ノーベル生理学医学賞を受賞した大隅東工大栄誉教授㊥と記念撮影する京大院の松本さん㊧と香川高専の春日さん(国際科学技術財団提供)

 音楽や美術と同様に、科学は人と人をつなぐ文化だと実感―。12月のノーベル賞週間に併せてスウェーデンで開かれた「ストックホルム国際青年科学セミナー」に参加した京都大学大学院薬学研究科の松本明宏さん(24)と、香川高等専門学校専攻科電子情報通信工学専攻の春日貴章さん(23)が帰国報告会でこんな印象を語った。

 同セミナーはスウェーデン青年科学者連盟が毎年開催。世界各国の若手科学者が現地に1週間滞在し、ノーベル賞授賞式などに参加するほか、現地の高校生に研究発表を行う。

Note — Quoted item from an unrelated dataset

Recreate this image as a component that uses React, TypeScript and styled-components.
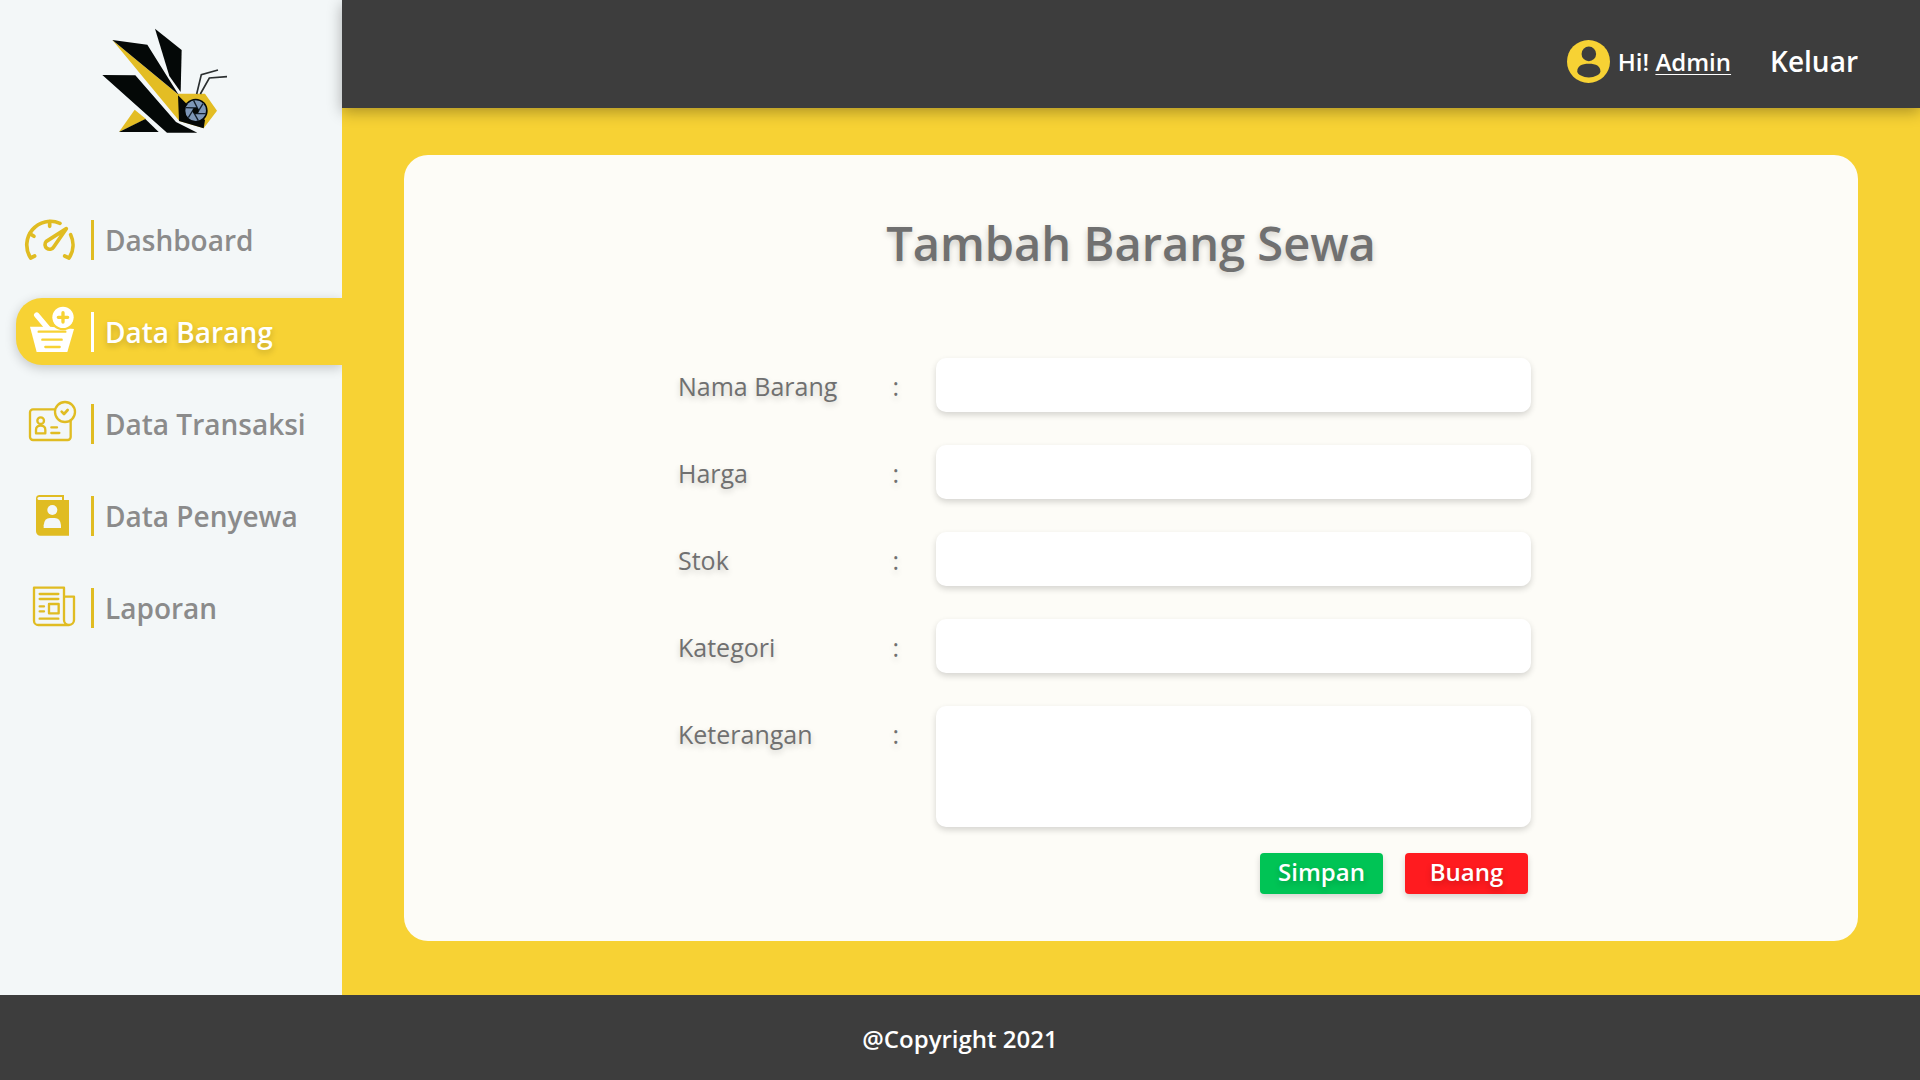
import React from "react";
import styled, { createGlobalStyle } from "styled-components";

const color = {
  yellow: "#f7d234",
  gold: "#e0bc22",
  dark: "#3d3d3d",
  pale: "#f3f7f8",
  card: "#fdfcf7",
  text: "#707070",
  muted: "#8b8b8b",
};

const GlobalStyle = createGlobalStyle`
  *, *::before, *::after { box-sizing: border-box; }
  body {
    margin: 0;
    font-family: "Open Sans", "Noto Sans", sans-serif;
    color: ${color.text};
  }
  button, input, textarea { font: inherit; border: 0; }
  a { color: inherit; text-decoration: none; }
`;

const Page = styled.div`
  min-height: 100vh;
  display: grid;
  grid-template-columns: 342px 1fr;
  grid-template-rows: 1fr auto;
`;

const Sidebar = styled.aside`
  overflow: hidden;
  background: ${color.pale};
  padding: 20px 0 20px 16px;
`;

const LogoLink = styled.a`
  display: block;
  width: 150px;
  height: 120px;
  margin: 0 0 66px 74px;
`;

const NavList = styled.ul`
  list-style: none;
  margin: 0;
  padding: 0;
  display: grid;
  gap: 25px;
`;

const NavLink = styled.a<{ $active?: boolean }>`
  display: flex;
  align-items: center;
  height: 67px;
  border-radius: 26px 0 0 26px;
  font-size: 28px;
  font-weight: 600;
  color: ${(p) => (p.$active ? "#fff" : color.muted)};
  background: ${(p) => (p.$active ? color.yellow : "transparent")};
  box-shadow: ${(p) => (p.$active ? "0 3px 12px rgba(0, 0, 0, 0.2)" : "none")};
  text-shadow: ${(p) => (p.$active ? "0 3px 6px rgba(0, 0, 0, 0.2)" : "none")};

  &::before {
    content: "";
    order: 1;
    width: 3px;
    height: 40px;
    margin: 0 11px;
    background: ${(p) => (p.$active ? "#fff" : color.gold)};
  }
  svg { order: 0; }
  span { order: 2; }
`;

const NavIcon = styled.svg`
  width: 64px;
  height: 67px;
  flex: none;
  fill: none;
  stroke: ${color.gold};
  stroke-width: 7;
  stroke-linecap: round;
  stroke-linejoin: round;
`;

const Content = styled.div`
  display: flex;
  flex-direction: column;
  background: ${color.yellow};
`;

const TopBar = styled.header`
  display: flex;
  align-items: center;
  justify-content: flex-end;
  gap: 39px;
  min-height: 108px;
  padding: 14px 62px 0;
  background: ${color.dark};
  color: #fff;
  font-weight: 600;
  box-shadow: 0 4px 14px rgba(0, 0, 0, 0.3);
`;

const User = styled.div`
  display: flex;
  align-items: center;
  gap: 8px;
  font-size: 24px;

  a { text-decoration: underline; text-decoration-thickness: 1px; text-underline-offset: 3px; }
  svg { width: 43px; height: 43px; }
`;

const Logout = styled.a`
  font-size: 28px;
`;

const Main = styled.main`
  flex: 1;
  display: flex;
  padding: 47px 62px 54px;
`;

const Card = styled.section`
  flex: 1;
  background: ${color.card};
  border-radius: 24px;
  padding: 52px 24px 47px;
`;

const Title = styled.h1`
  margin: 0 0 79px;
  font-size: 47px;
  line-height: 72px;
  font-weight: 600;
  text-align: center;
  text-shadow: 0 3px 6px rgba(0, 0, 0, 0.2);
`;

const Form = styled.form`
  max-width: 906px;
  margin: 0 auto;
  padding-right: 53px;
  display: grid;
  gap: 33px;
`;

const Field = styled.div`
  display: grid;
  grid-template-columns: 258px 1fr;
  align-items: start;
`;

const Label = styled.label`
  display: flex;
  justify-content: space-between;
  padding-right: 37px;
  font-size: 25px;
  line-height: 56px;
  height: 54px;
  text-shadow: 0 3px 6px rgba(0, 0, 0, 0.2);
`;

const Input = styled.input`
  display: block;
  width: 100%;
  height: 54px;
  padding: 0 16px;
  border-radius: 10px;
  background: #fff;
  color: ${color.text};
  font-size: 24px;
  box-shadow: 0 3px 6px rgba(0, 0, 0, 0.16);
`;

const TextArea = styled(Input)`
  height: 121px;
  padding: 12px 16px;
  resize: none;
`;

const Actions = styled.div`
  display: flex;
  justify-content: flex-end;
  gap: 22px;
  margin-top: -7px;
  padding-right: 3px;
`;

const Button = styled.button<{ $tone: string }>`
  width: 123px;
  height: 41px;
  padding: 0 0 4px;
  border-radius: 4px;
  background: ${(p) => p.$tone};
  color: #fff;
  font-size: 24px;
  line-height: 36px;
  font-weight: 600;
  text-shadow: 0 3px 6px rgba(0, 0, 0, 0.2);
  box-shadow: 0 3px 6px rgba(0, 0, 0, 0.16);
  cursor: pointer;
`;

const Footer = styled.footer`
  grid-column: 1 / -1;
  padding: 25px 24px 23px;
  background: ${color.dark};
  color: #fff;
  font-size: 24px;
  line-height: 37px;
  font-weight: 600;
  text-align: center;
`;

const Logo = () => (
  <svg viewBox="0 0 450 360" width="150" height="120" role="img" aria-label="Logo">
    <path fill="#e3bd24" d="M67 60 262 221H345L381 272 341 325 268 303Z" />
    <path fill="#040807" d="M67 60 172 74 232 170 266 224Z" />
    <path fill="#040807" d="M195 26 275 90 272 216 238 168Z" />
    <path fill="#040807" d="M37 165 136 166 258 306 322 338H231Z" />
    <path fill="#e3bd24" d="M134 269 168 297 87 336Z" />
    <path fill="#040807" d="M166 297 206 336H87Z" />
    <path fill="#040807" d="M264 226 288 250 345 300 341 325 267 303Z" />
    <circle cx="317" cy="272" r="36" fill="#040807" />
    <circle cx="317" cy="272" r="31" fill="#7d97b8" />
    <path
      fill="none"
      stroke="#15212e"
      strokeWidth="4"
      d="M326 272 311 242M321 280 339 251M313 280 347 281M308 272 325 302M313 264 295 293M321 264 287 263"
    />
    <circle cx="317" cy="272" r="9" fill="#040807" />
    <path fill="none" stroke="#2b2f30" strokeWidth="5" d="M320 222 334 164 384 150M331 222 358 174 411 170" />
  </svg>
);

const GaugeIcon = () => (
  <NavIcon viewBox="48 18 192 201" aria-hidden="true">
    <g strokeWidth="11">
      <path d="M104 168 92 174A71 71 0 0 1 180 70" />
      <path d="M212 104A71 71 0 0 1 207 174L194 168" />
      <path d="M149 65V79M90 101 102 109" />
      <path d="M199 86 161 141A14 14 0 1 1 139 124Z" />
    </g>
  </NavIcon>
);

const BasketIcon = () => (
  <NavIcon viewBox="48 294 192 201" aria-hidden="true">
    <path fill="#fff" stroke="none" d="M90 380H150L222 387 202 456H110Z" />
    <path stroke="#fff" strokeWidth="16" d="M110 345 143 384" />
    <circle cx="189" cy="352" r="39" fill={color.yellow} stroke="none" />
    <circle cx="189" cy="352" r="32" fill="#fff" stroke="none" />
    <path stroke={color.yellow} d="M116 395H196M127 419H185M136 441H179" />
    <path stroke={color.yellow} strokeWidth="10" d="M175 352H203M189 338V366" />
  </NavIcon>
);

const CardCheckIcon = () => (
  <NavIcon viewBox="48 30 192 201" aria-hidden="true">
    <rect x="90" y="88" width="122" height="92" rx="9" />
    <circle cx="195" cy="96" r="30" fill={color.pale} />
    <path strokeWidth="8" d="M185 95 192 102 203 90" />
    <circle cx="122" cy="122" r="10" />
    <path d="M108 160V150Q108 137 122 137T136 150V160Z" />
    <path d="M154 142H171M154 159H178" />
  </NavIcon>
);

const BookIcon = () => (
  <NavIcon viewBox="48 306 192 201" aria-hidden="true">
    <g stroke="none">
      <path
        fill={color.gold}
        d="M119 345H192V360H207V467H121A13 13 0 0 1 108 454V356A11 11 0 0 1 119 345Z"
      />
      <path fill={color.pale} d="M117 351H186V360H117A4 4 0 0 1 117 351Z" />
      <circle cx="157" cy="390" r="15" fill={color.pale} />
      <path fill={color.pale} d="M131 444V436Q133 414 150 414H164Q181 414 183 436V444Z" />
    </g>
  </NavIcon>
);

const NewsIcon = () => (
  <NavIcon viewBox="48 582 192 201" aria-hidden="true">
    <path d="M192 650V623H102V722A13 13 0 0 0 115 735H207A15 15 0 0 0 222 720V650H192V720A15 15 0 0 0 207 735" />
    <path d="M119 642H175M119 657H175M119 679H132M119 694H132M119 716H175" />
    <rect x="147" y="672" width="29" height="28" />
  </NavIcon>
);

const AvatarIcon = () => (
  <svg viewBox="80 59 130 130" aria-hidden="true">
    <circle cx="145" cy="124" r="65" fill={color.yellow} />
    <circle cx="146" cy="101" r="22" fill={color.dark} />
    <path
      fill={color.dark}
      d="M111 154C111 138 124 131 146 131S181 138 181 154C181 163 163 172 146 172S111 163 111 154Z"
    />
  </svg>
);

const navItems = [
  { label: "Dashboard", Icon: GaugeIcon },
  { label: "Data Barang", Icon: BasketIcon, active: true },
  { label: "Data Transaksi", Icon: CardCheckIcon },
  { label: "Data Penyewa", Icon: BookIcon },
  { label: "Laporan", Icon: NewsIcon },
];

const fields = [
  { id: "nama", label: "Nama Barang" },
  { id: "harga", label: "Harga" },
  { id: "stok", label: "Stok" },
  { id: "kategori", label: "Kategori" },
  { id: "keterangan", label: "Keterangan", multiline: true },
];

export default function App() {
  return (
    <>
      <GlobalStyle />
      <Page>
        <Sidebar>
          <LogoLink href="#">
            <Logo />
          </LogoLink>
          <nav>
            <NavList>
              {navItems.map(({ label, Icon, active }) => (
                <li key={label}>
                  <NavLink href="#" $active={active} aria-current={active ? "page" : undefined}>
                    <Icon />
                    <span>{label}</span>
                  </NavLink>
                </li>
              ))}
            </NavList>
          </nav>
        </Sidebar>
        <Content>
          <TopBar>
            <User>
              <AvatarIcon />
              <span>
                Hi! <a href="#">Admin</a>
              </span>
            </User>
            <Logout href="#">Keluar</Logout>
          </TopBar>
          <Main>
            <Card>
              <Title>Tambah Barang Sewa</Title>
              <Form onSubmit={(e) => e.preventDefault()}>
                {fields.map(({ id, label, multiline }) => (
                  <Field key={id}>
                    <Label htmlFor={id}>
                      <span>{label}</span>
                      <span>:</span>
                    </Label>
                    {multiline ? <TextArea as="textarea" id={id} /> : <Input id={id} type="text" />}
                  </Field>
                ))}
                <Actions>
                  <Button type="submit" $tone="#00c455">Simpan</Button>
                  <Button type="reset" $tone="#ff1b1f">Buang</Button>
                </Actions>
              </Form>
            </Card>
          </Main>
        </Content>
        <Footer>@Copyright 2021</Footer>
      </Page>
    </>
  );
}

日本は国際科学技術財団が毎年2人の学生を選抜し派遣している。

 松本さんは、ノーベル生理学医学賞を受賞した東京工業大学の大隅良典栄誉教授との交流を振り返り、「自分がやりたいテーマを長く追い続けることが良い研究につながると教わった」と報告した。

 春日さんは、「他国の参加者は、私より年下の人も『科学者』という自己意識を持っていた。私も学生という意識から、科学者という意識に改めなければならないと刺激を受けた」と総括した。
日刊工業新聞 2016年12月22日
斉藤陽一
斉藤陽一 Saito Yoichi 編集局第一産業部 デスク
 スペースの都合で新聞記事には盛り込めませんでしたが、大隅栄誉教授との交流で、春日さんは他の研究者との共同研究をうまく進めるコツについて質問したところ、「若いうちから仲間を見つけることが大切とのアドバイスをいただいた」とのことです。また、記事冒頭の「科学は人と人をつなぐ文化だと実感」というくだりは松本さんの発言。松本さんは他の国・地域からの参加者との交流を振り返り、「最初は何をテーマにして話せばいいか分からなかったが、共通点はみんな科学が好きなことだった。科学という共通の話題を通して、お互いの仲を深めることができた」と語っていました。